There is very little the culture wants to do for children except to make them into consumers. A child is someone who has money to buy things. An adult is someone who has more money to buy things.
[…]
The whole idea of schooling, now, is to prepare the young for competent entry into the economic life of a community so that they will continue to be devoted consumers.
[…]
The average American graduate student cannot tell you, given a thousand-year margin of error, when the alphabet was invented, or, given a two-hundred-year margin of error, when the printing press with movable type was invented, let alone say anything intelligible about the psychological or social implications of those inventions. To think that these are the people to whom we will entrust the uses of the information superhighway would be laughable if it weren’t so dangerous.
[…]
…the structure and authority of the family have been severely weakened as parents have lost control over the information environment of the young.

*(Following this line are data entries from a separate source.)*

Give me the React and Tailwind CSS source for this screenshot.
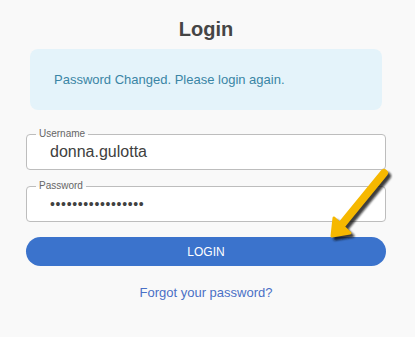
import React from "react";

function Field({ label, children, className }) {
  return (
    <div className={"relative h-[36px] border border-[#bdbdbd] rounded-[4px] bg-white flex items-center pl-[23px] " + className}>
      <span className="absolute -top-[7px] left-[9px] px-[3px] text-[10px] leading-[12px] text-[#666] bg-[linear-gradient(to_bottom,#f9f9f9_55%,#ffffff_55%)]">
        {label}
      </span>
      {children}
    </div>
  );
}

export default function App() {
  const font = { fontFamily: '"Liberation Sans", Arial, sans-serif' };
  return (
    <div className="relative w-[415px] h-[337px] bg-[#f9f9f9] overflow-hidden" style={font}>
      <div className="flex flex-col w-[360px] ml-[26px] pt-[17px]">
        <h1 className="text-center text-[20px] leading-[24px] font-bold text-[#454545]">Login</h1>
        <div className="mt-[8px] ml-[4px] w-[352px] h-[61px] rounded-[8px] bg-[#e4f3fa] flex items-center pl-[24px]">
          <span className="text-[13px] text-[#3a85a5]">Password Changed. Please login again.</span>
        </div>
        <Field label="Username" className="mt-[24px]">
          <span className="text-[16px] leading-[20px] text-[#404040]">donna.gulotta</span>
        </Field>
        <Field label="Password" className="mt-[16px]">
          <span className="text-[14px] leading-[20px] text-[#404040] tracking-[0.65px]">•••••••••••••••••</span>
        </Field>
        <button className="mt-[15px] h-[29px] rounded-full bg-[#3b73cc] text-white text-[12px] font-medium">LOGIN</button>
        <div className="mt-[19px] text-center text-[13px] leading-[15px] text-[#4a70c6]">Forgot your password?</div>
      </div>
      <svg className="absolute left-0 top-0" width="415" height="337" viewBox="0 0 415 337">
        <defs>
          <filter id="blur" x="-20%" y="-20%" width="140%" height="140%">
            <feGaussianBlur stdDeviation="1.2" />
          </filter>
        </defs>
        <g transform="translate(3,3)" opacity="0.8" filter="url(#blur)">
          <path d="M384 173 L339 228" stroke="#111" strokeWidth="8" strokeLinecap="round" fill="none" />
          <path d="M332 236 L334 218 L350 233 Z" fill="#111" stroke="#111" strokeWidth="3" strokeLinejoin="round" />
        </g>
        <path d="M384 173 L339 228" stroke="#f6b800" strokeWidth="8" strokeLinecap="round" fill="none" />
        <path d="M332 236 L334 218 L350 233 Z" fill="#f6b800" stroke="#f6b800" strokeWidth="3" strokeLinejoin="round" />
      </svg>
    </div>
  );
}
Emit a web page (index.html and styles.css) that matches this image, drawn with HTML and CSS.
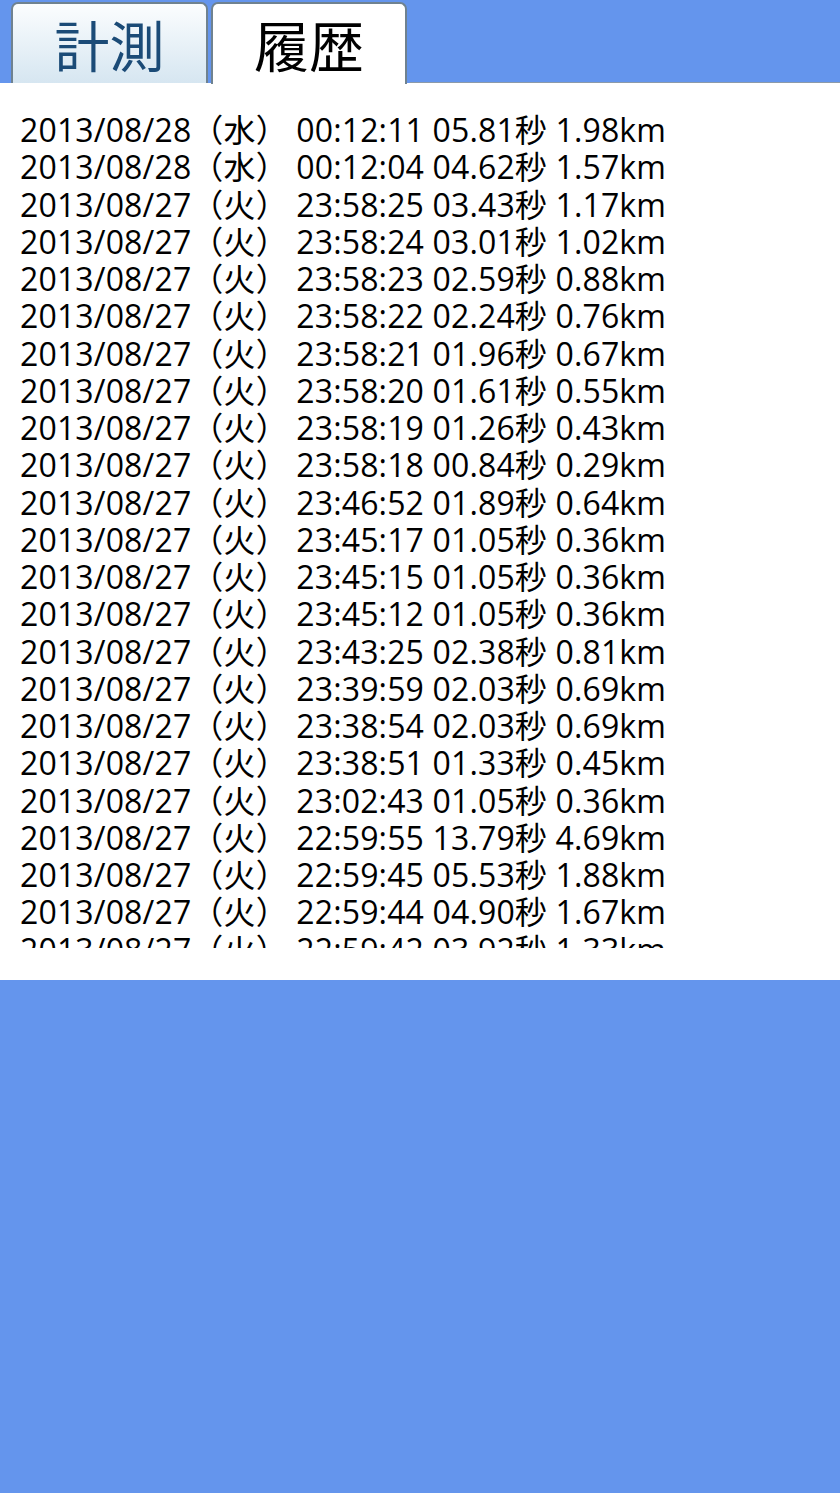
FILE: index.html
```html
<!DOCTYPE html>
<html>
<head>
  <meta charset="utf-8">
  <title>履歴</title>
  <link rel="stylesheet" href="styles.css">
</head>
<body>
  <div class='tabs'>
    <div class='tab'>計測</div>
    <div class='tab active'>履歴</div>
    <div class='tabline'></div>
  </div>
  <div class='panel'>
    <div class='list'>
      <div class='row'>2013/08/28（水） 00:12:11 05.81秒 1.98km</div>
      <div class='row'>2013/08/28（水） 00:12:04 04.62秒 1.57km</div>
      <div class='row'>2013/08/27（火） 23:58:25 03.43秒 1.17km</div>
      <div class='row'>2013/08/27（火） 23:58:24 03.01秒 1.02km</div>
      <div class='row'>2013/08/27（火） 23:58:23 02.59秒 0.88km</div>
      <div class='row'>2013/08/27（火） 23:58:22 02.24秒 0.76km</div>
      <div class='row'>2013/08/27（火） 23:58:21 01.96秒 0.67km</div>
      <div class='row'>2013/08/27（火） 23:58:20 01.61秒 0.55km</div>
      <div class='row'>2013/08/27（火） 23:58:19 01.26秒 0.43km</div>
      <div class='row'>2013/08/27（火） 23:58:18 00.84秒 0.29km</div>
      <div class='row'>2013/08/27（火） 23:46:52 01.89秒 0.64km</div>
      <div class='row'>2013/08/27（火） 23:45:17 01.05秒 0.36km</div>
      <div class='row'>2013/08/27（火） 23:45:15 01.05秒 0.36km</div>
      <div class='row'>2013/08/27（火） 23:45:12 01.05秒 0.36km</div>
      <div class='row'>2013/08/27（火） 23:43:25 02.38秒 0.81km</div>
      <div class='row'>2013/08/27（火） 23:39:59 02.03秒 0.69km</div>
      <div class='row'>2013/08/27（火） 23:38:54 02.03秒 0.69km</div>
      <div class='row'>2013/08/27（火） 23:38:51 01.33秒 0.45km</div>
      <div class='row'>2013/08/27（火） 23:02:43 01.05秒 0.36km</div>
      <div class='row'>2013/08/27（火） 22:59:55 13.79秒 4.69km</div>
      <div class='row'>2013/08/27（火） 22:59:45 05.53秒 1.88km</div>
      <div class='row'>2013/08/27（火） 22:59:44 04.90秒 1.67km</div>
      <div class='row'>2013/08/27（火） 22:59:42 03.92秒 1.33km</div>
    </div>
  </div>
</body>
</html>
```

FILE: styles.css
```css
body, html {
  margin: 0;
  padding: 0;
  width: 100%;
  height: 100%;
  background: #6495ed;
}
.tabs {
  display: flex;
  align-items: flex-end;
  height: 83px;
  padding: 0 0 0 11px;
  box-sizing: border-box;
}
.tab {
  width: 193px;
  height: 79px;
  margin-right: 3px;
  border: 2px solid #6f8290;
  border-bottom: none;
  border-radius: 7px 7px 0 0;
  background: linear-gradient(#fbfdfe, #d6e6f1);
  color: #1b4b77;
  font-family: "Noto Sans CJK JP", sans-serif;
  font-size: 55px;
  line-height: 79px;
  text-align: center;
}
.tab.active {
  width: 192px;
  height: 80px;
  margin-bottom: -1px;
  background: #fff;
  color: #000;
}
.tabline {
  flex: 1;
  align-self: flex-end;
  height: 1px;
  background: #8c9aa8;
}
.panel {
  background: #fff;
  height: 897px;
  padding: 28px 0 0 20px;
  box-sizing: border-box;
}
.list {
  height: 837px;
  overflow: hidden;
  font-family: "Open Sans", "Noto Sans CJK JP", sans-serif;
  font-size: 32px;
  line-height: 37.25px;
  letter-spacing: 0.15px;
  color: #000;
}
.row {
  white-space: nowrap;
}
```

In the end, Postman argues that education has failed to teach reason and skepticism, two prime qualities of the Enlightenment. At the same time, having educated minds is a nation’s best resource, creating citizens who can doubt authority and identify propaganda that hurts the nation. But we no longer aim to create this type of society in America. Instead, we give a tiny elite a proper education while the rest are reduced to the learning of facts and obedience. Let them have iPhones!
This book brought up a lot of good points, but it did meander at times. It’d be best if you read Amusing Ourselves To Death first. Unless you love that volume, you may not get too much value from this Postman offering.